Those men plunged our country into a bloody civil war that cost 600,000 American lives in order to protect a State’s Right to allow the labor exploitation of chattel slavery. There is no honor in treachery, ask Benedict Arnold or Michael Flynn.
On the other hand when Colin Kaepernick expressed his right to free speech and took a knee to protest injustice it was unforgivable. The NFL took Kaepernick’s career and Trump held him up as a symbol of national hate and scorn, mostly from people sympathetic with others waving Confederate flags.
If anyone can make a cogent argument that reconciles this distinction I’d like to hear it. In a just world Colin becomes an International Ambassador for Justice while the Trumps enjoy BBQs with Ed Snowden at Trump’s dacha in Siberia.
Teachers union shows true colors
For decades, teachers unions nationwide have put teacher interests ahead of the students.The local teachers union, JCEA, has informed the school board they’d like teachers to be able to sit at home and draw full pay this fall.No surprise.
I support proposed federal legislation that, according to Newt Gingrich, “would include a provision that any school district that refuses to open its schools for in-school learning should lose its federal aid – which would then be converted into a tax credit for the students in that district if their parents want to home school, establish a small community school with others or go to a private school.”
Hopefully the school board shows some backbone. I would protest my tax dollars being used to pay teachers who don’t return to the classroom.
Mark W. Salley,
Ready or not
I have just read the July 16 edition of the newspaper.

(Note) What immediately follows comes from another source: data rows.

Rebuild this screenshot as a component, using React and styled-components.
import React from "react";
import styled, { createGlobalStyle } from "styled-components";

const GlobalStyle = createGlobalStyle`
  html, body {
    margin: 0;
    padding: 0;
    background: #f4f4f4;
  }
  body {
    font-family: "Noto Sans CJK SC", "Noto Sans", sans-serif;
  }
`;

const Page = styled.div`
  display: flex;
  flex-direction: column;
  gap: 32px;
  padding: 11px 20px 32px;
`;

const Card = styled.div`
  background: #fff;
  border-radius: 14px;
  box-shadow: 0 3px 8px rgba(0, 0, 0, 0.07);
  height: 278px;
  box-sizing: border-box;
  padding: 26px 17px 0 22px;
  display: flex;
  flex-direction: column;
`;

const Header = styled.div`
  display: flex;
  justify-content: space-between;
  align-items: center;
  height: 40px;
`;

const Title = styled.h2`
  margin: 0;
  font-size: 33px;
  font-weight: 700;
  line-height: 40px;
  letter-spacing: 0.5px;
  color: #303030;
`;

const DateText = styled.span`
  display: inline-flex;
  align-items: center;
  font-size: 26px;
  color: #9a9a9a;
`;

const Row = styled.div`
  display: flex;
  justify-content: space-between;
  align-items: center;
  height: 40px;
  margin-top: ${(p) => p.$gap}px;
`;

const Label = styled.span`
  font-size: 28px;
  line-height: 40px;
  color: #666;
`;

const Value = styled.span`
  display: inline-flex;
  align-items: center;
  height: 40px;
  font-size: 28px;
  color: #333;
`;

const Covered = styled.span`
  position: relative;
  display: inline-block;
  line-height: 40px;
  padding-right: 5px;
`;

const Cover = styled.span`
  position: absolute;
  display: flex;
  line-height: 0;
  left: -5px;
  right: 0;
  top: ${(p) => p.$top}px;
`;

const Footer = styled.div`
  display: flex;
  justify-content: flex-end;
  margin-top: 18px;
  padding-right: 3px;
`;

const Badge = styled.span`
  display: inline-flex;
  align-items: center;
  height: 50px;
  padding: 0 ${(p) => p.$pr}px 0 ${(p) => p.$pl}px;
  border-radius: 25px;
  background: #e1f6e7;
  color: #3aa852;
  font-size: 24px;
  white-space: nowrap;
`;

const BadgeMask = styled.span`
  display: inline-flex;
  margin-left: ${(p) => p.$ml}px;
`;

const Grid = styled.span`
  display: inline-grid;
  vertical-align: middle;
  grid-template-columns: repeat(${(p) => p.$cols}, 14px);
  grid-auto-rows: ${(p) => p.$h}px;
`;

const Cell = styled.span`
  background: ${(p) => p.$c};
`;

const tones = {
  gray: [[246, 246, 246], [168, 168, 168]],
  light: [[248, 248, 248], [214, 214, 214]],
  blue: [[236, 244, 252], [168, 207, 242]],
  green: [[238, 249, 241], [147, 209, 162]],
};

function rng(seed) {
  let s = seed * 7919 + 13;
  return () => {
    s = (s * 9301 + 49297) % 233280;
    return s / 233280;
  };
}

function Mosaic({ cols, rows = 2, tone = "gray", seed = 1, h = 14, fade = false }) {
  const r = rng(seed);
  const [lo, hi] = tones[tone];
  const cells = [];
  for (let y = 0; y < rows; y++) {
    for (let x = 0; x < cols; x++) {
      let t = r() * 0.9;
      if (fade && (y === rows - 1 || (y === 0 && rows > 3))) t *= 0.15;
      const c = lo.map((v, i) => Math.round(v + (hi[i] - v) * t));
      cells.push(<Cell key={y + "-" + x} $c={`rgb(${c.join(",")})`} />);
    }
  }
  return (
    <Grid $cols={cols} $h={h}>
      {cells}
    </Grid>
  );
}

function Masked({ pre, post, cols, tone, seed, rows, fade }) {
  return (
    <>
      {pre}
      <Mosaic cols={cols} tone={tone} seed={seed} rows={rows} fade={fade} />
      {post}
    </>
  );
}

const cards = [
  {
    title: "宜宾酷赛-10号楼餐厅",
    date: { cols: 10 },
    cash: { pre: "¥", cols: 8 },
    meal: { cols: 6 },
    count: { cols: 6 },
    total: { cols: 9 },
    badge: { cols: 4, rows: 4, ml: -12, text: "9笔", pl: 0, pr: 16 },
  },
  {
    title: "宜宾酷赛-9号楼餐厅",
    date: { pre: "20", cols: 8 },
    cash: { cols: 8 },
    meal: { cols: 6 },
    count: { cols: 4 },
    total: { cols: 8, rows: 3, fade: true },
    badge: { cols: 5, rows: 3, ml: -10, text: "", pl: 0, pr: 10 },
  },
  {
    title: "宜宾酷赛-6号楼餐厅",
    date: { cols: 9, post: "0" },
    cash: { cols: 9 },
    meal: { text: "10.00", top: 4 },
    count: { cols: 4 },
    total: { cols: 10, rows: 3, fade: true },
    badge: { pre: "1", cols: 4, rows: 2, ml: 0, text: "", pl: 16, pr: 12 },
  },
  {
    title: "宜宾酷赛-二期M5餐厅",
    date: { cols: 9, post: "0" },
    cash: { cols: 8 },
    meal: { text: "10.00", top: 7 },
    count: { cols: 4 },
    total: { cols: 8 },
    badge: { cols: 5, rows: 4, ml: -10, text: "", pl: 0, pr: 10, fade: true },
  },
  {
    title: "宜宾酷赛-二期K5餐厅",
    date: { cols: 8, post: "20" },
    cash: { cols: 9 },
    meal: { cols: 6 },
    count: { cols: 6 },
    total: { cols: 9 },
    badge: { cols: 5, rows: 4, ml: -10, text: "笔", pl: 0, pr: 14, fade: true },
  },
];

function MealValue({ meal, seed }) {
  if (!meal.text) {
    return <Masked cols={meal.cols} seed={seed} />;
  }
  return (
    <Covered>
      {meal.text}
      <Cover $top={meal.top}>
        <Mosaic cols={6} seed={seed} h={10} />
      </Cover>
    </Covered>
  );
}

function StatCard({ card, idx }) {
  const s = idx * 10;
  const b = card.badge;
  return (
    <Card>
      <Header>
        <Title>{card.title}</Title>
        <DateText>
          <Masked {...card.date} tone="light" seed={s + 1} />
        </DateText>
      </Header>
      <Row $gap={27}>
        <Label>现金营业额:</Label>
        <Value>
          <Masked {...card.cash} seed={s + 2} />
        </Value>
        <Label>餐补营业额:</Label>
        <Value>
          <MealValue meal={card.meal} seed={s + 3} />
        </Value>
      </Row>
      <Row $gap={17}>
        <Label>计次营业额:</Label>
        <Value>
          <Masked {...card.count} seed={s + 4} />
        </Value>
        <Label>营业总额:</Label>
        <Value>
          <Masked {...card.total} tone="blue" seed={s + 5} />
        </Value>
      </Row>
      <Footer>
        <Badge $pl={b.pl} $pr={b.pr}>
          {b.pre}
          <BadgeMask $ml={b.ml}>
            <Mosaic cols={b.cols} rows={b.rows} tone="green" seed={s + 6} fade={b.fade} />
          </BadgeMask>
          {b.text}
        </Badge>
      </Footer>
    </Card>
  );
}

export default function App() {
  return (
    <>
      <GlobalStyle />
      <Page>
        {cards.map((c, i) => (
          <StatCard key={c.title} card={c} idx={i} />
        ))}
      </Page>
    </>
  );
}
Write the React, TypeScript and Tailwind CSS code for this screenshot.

Two side-by-side stories caught my eye: The large heading at the top of page 10 reads, “Jeffco schools still looking for sanitizing wipes, gloves.” At the top of page 11? “All Jeffco students can return for in-person schooling this fall.” How did this get past the Irony Police?
Harlan F. Smith,
Durkin for DA
I had occasion to go to downtown Denver a couple of days ago and I was appalled at what I observed at the State Capitol. A building that is the seat of government for nearly six million Coloradans sits with boarded up windows and stained with graffiti, the result of actions by a few hundred vandals. They did it because they could. It hasn’t happened in Jefferson County yet, but no place can be considered immune.
I support Matthew Durkin for District Attorney in the First Judicial District because I want elected officials who will address these problems and not just support them. I want elected officials who will follow the law. I want a District Attorney who will prosecute the crimes associated with these actions while working to provide appropriate help to those who need and deserve it. The candidate who can do this is Matt Durkin.
I found Mike Alcorn’s July 23 column appallingly tone-deaf and insensitive. Does he seriously think that Black Americans would read his piece and say, “Gee, you’re right, I should just be glad we have a strong country. It’s a good thing my ancestors were slaves and not considered fully human because the country might have failed otherwise.”
I often struggle with Mike’s libertarian pro-Trump columns, but this one takes the cake. Before you write about anything pertaining to race again, Mike, educate yourself.
Remembering Mr. Papenfus
Art Papenfus died this past Thursday, July 23, at the age of 90, but his work, his spirit and his contribution to the community will live on. Art was the biology teacher at Golden High School for many years, and in his class I came to understand that learning can be fun and challenging at the same time. Happy Pappy, as the students often called him, was indeed a man who loved his profession, and saw the good side and the potential of every student who came under his bright gaze. When I speak to anyone who graduated from GHS during that era, the conversation always turns to Art Papenfus. He was certainly not the only fine teacher at GHS in those years, but his every-day bounce and enthusiasm was infectious and, I am sure, inspired many of his students to continue their educations and their study of biology. We all recall his rule against chewing gum during class. The penalty, if caught, was to dip the gum in the swamp tank, and chew again. I am not sure that anyone was caught chewing gum. Art, you are an important part of the great history of Golden High School.